##### DATA EXCERPT

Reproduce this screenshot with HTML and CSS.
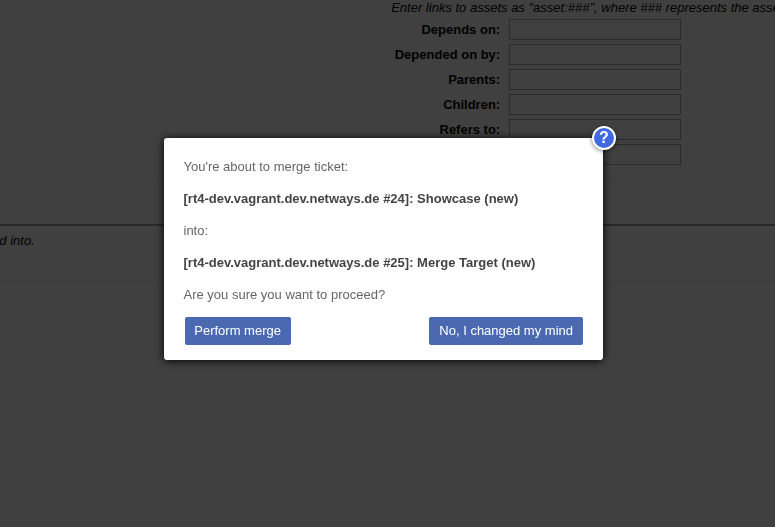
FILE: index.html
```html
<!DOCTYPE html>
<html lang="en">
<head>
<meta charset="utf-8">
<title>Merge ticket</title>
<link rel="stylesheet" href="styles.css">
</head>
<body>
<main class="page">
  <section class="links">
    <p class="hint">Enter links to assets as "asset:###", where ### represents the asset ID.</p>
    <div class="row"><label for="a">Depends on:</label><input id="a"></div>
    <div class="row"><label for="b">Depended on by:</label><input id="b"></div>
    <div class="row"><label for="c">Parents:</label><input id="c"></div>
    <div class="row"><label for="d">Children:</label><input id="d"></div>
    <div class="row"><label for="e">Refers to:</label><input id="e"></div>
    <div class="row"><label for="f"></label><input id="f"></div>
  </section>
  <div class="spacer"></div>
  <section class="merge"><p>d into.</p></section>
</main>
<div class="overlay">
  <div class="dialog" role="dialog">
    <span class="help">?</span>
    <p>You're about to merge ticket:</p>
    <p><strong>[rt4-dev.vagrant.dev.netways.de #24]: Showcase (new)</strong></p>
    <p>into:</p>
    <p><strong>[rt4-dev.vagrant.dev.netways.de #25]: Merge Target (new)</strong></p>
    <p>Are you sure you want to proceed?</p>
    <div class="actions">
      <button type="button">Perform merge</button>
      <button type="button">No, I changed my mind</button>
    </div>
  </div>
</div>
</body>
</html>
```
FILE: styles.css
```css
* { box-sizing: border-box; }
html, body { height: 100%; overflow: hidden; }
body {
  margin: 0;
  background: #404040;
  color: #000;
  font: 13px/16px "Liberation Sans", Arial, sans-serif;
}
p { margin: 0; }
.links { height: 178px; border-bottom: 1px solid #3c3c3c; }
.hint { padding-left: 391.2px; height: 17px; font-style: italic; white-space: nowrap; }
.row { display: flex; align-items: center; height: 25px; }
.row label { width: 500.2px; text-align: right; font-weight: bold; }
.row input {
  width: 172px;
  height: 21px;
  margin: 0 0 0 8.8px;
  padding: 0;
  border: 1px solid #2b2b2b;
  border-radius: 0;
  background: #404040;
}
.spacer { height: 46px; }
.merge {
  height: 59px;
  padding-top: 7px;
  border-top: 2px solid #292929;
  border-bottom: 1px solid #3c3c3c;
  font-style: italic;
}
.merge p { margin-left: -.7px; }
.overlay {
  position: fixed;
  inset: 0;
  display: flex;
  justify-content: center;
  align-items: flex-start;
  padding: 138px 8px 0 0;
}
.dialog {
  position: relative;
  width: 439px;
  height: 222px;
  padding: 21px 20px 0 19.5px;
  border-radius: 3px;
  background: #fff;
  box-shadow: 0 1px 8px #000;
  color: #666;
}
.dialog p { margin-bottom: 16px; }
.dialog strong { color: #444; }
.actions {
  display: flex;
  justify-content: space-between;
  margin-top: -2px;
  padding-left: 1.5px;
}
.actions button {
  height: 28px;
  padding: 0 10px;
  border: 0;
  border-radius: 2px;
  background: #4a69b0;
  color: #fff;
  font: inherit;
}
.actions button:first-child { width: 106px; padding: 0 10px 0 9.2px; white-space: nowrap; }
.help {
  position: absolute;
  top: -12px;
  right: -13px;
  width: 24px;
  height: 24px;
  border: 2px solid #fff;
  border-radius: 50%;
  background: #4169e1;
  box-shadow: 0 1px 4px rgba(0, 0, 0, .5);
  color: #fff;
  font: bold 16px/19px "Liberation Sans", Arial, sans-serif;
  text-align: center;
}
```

##########

AIM OF THE TASK —
The data should be printed again unchanged; leave its pictures out.

WRITTEN ANSWER —
Reproduce this screenshot with HTML and CSS.
FILE: index.html
```html
<!DOCTYPE html>
<html lang="en">
<head>
<meta charset="utf-8">
<title>Merge ticket</title>
<link rel="stylesheet" href="styles.css">
</head>
<body>
<main class="page">
  <section class="links">
    <p class="hint">Enter links to assets as "asset:###", where ### represents the asset ID.</p>
    <div class="row"><label for="a">Depends on:</label><input id="a"></div>
    <div class="row"><label for="b">Depended on by:</label><input id="b"></div>
    <div class="row"><label for="c">Parents:</label><input id="c"></div>
    <div class="row"><label for="d">Children:</label><input id="d"></div>
    <div class="row"><label for="e">Refers to:</label><input id="e"></div>
    <div class="row"><label for="f"></label><input id="f"></div>
  </section>
  <div class="spacer"></div>
  <section class="merge"><p>d into.</p></section>
</main>
<div class="overlay">
  <div class="dialog" role="dialog">
    <span class="help">?</span>
    <p>You're about to merge ticket:</p>
    <p><strong>[rt4-dev.vagrant.dev.netways.de #24]: Showcase (new)</strong></p>
    <p>into:</p>
    <p><strong>[rt4-dev.vagrant.dev.netways.de #25]: Merge Target (new)</strong></p>
    <p>Are you sure you want to proceed?</p>
    <div class="actions">
      <button type="button">Perform merge</button>
      <button type="button">No, I changed my mind</button>
    </div>
  </div>
</div>
</body>
</html>
```
FILE: styles.css
```css
* { box-sizing: border-box; }
html, body { height: 100%; overflow: hidden; }
body {
  margin: 0;
  background: #404040;
  color: #000;
  font: 13px/16px "Liberation Sans", Arial, sans-serif;
}
p { margin: 0; }
.links { height: 178px; border-bottom: 1px solid #3c3c3c; }
.hint { padding-left: 391.2px; height: 17px; font-style: italic; white-space: nowrap; }
.row { display: flex; align-items: center; height: 25px; }
.row label { width: 500.2px; text-align: right; font-weight: bold; }
.row input {
  width: 172px;
  height: 21px;
  margin: 0 0 0 8.8px;
  padding: 0;
  border: 1px solid #2b2b2b;
  border-radius: 0;
  background: #404040;
}
.spacer { height: 46px; }
.merge {
  height: 59px;
  padding-top: 7px;
  border-top: 2px solid #292929;
  border-bottom: 1px solid #3c3c3c;
  font-style: italic;
}
.merge p { margin-left: -.7px; }
.overlay {
  position: fixed;
  inset: 0;
  display: flex;
  justify-content: center;
  align-items: flex-start;
  padding: 138px 8px 0 0;
}
.dialog {
  position: relative;
  width: 439px;
  height: 222px;
  padding: 21px 20px 0 19.5px;
  border-radius: 3px;
  background: #fff;
  box-shadow: 0 1px 8px #000;
  color: #666;
}
.dialog p { margin-bottom: 16px; }
.dialog strong { color: #444; }
.actions {
  display: flex;
  justify-content: space-between;
  margin-top: -2px;
  padding-left: 1.5px;
}
.actions button {
  height: 28px;
  padding: 0 10px;
  border: 0;
  border-radius: 2px;
  background: #4a69b0;
  color: #fff;
  font: inherit;
}
.actions button:first-child { width: 106px; padding: 0 10px 0 9.2px; white-space: nowrap; }
.help {
  position: absolute;
  top: -12px;
  right: -13px;
  width: 24px;
  height: 24px;
  border: 2px solid #fff;
  border-radius: 50%;
  background: #4169e1;
  box-shadow: 0 1px 4px rgba(0, 0, 0, .5);
  color: #fff;
  font: bold 16px/19px "Liberation Sans", Arial, sans-serif;
  text-align: center;
}
```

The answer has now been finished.